The $6.4bn payout was made to about 450 Vitol partners including top executives, and comes after the Rotterdam-based, privately owned group reported $13bn in net profit for 2023, its second highest and far higher than its rivals.
Vitol is owned by senior employees spread across trading hubs in London, Geneva, Singapore and Houston, and the remuneration for last year took the form of a share buyback.
Details of the $6.4bn payout are contained in a Vitol company report seen by the Financial Times. Bloomberg first reported on the story. Vitol did not respond to a request for comment.
Volatility in commodity markets brought about by Russia’s full-scale invasion of Ukraine in February 2022 has led to a boom for trading companies.
The invasion sent energy prices soaring as western countries imposed sanctions on Russia, which in turn upended the flow of commodities including oil and gas.
Volatility eased in 2023, but compared to before the Ukraine invasion, remained high.
Vitol chief executive Russell Hardy, reporting on the company’s 2023 turnover in March, said the scale of the commodity market realignment “should not be underestimated”.
Vitol, along with rivals Trafigura and Gunvor, made a combined $46bn in profits in 2022 and 2023, according to Financial Times’ calculations.
Trafigura paid out a record dividend of $5.9bn to the company’s 1,200 shareholders in its most recent financial year, ending in September 2023, when it recorded net profit of $7.4bn.
The huge profits made by trading companies has enabled them to amass as much as $120bn in cash reserves, according to consultants Oliver Wyman.
Some of the cash is now being used for acquisitions.
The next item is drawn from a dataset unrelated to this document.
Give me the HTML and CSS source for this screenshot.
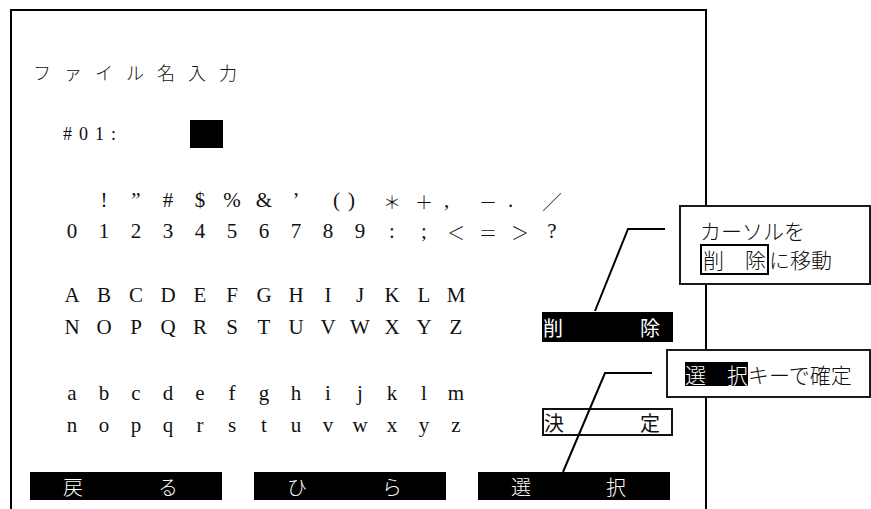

In April Vitol acquired US-based BioMethane Partners, while in June it finalised the purchase of a 35 per cent stake in Saras, an Italian energy company that owns the biggest single refinery in the Mediterranean, on Sardinia.
Last year Vitol’s Turkish subsidiary Petrol Ofisi agreed to acquire BP’s refining business in Turkey.
In the UK, Vitol owns and operates five power plants through its subsidiary VPI, making it a bigger electricity generator than Centrica.
VPI also has three more power facilities being built in the region: two in the UK and one in Ireland.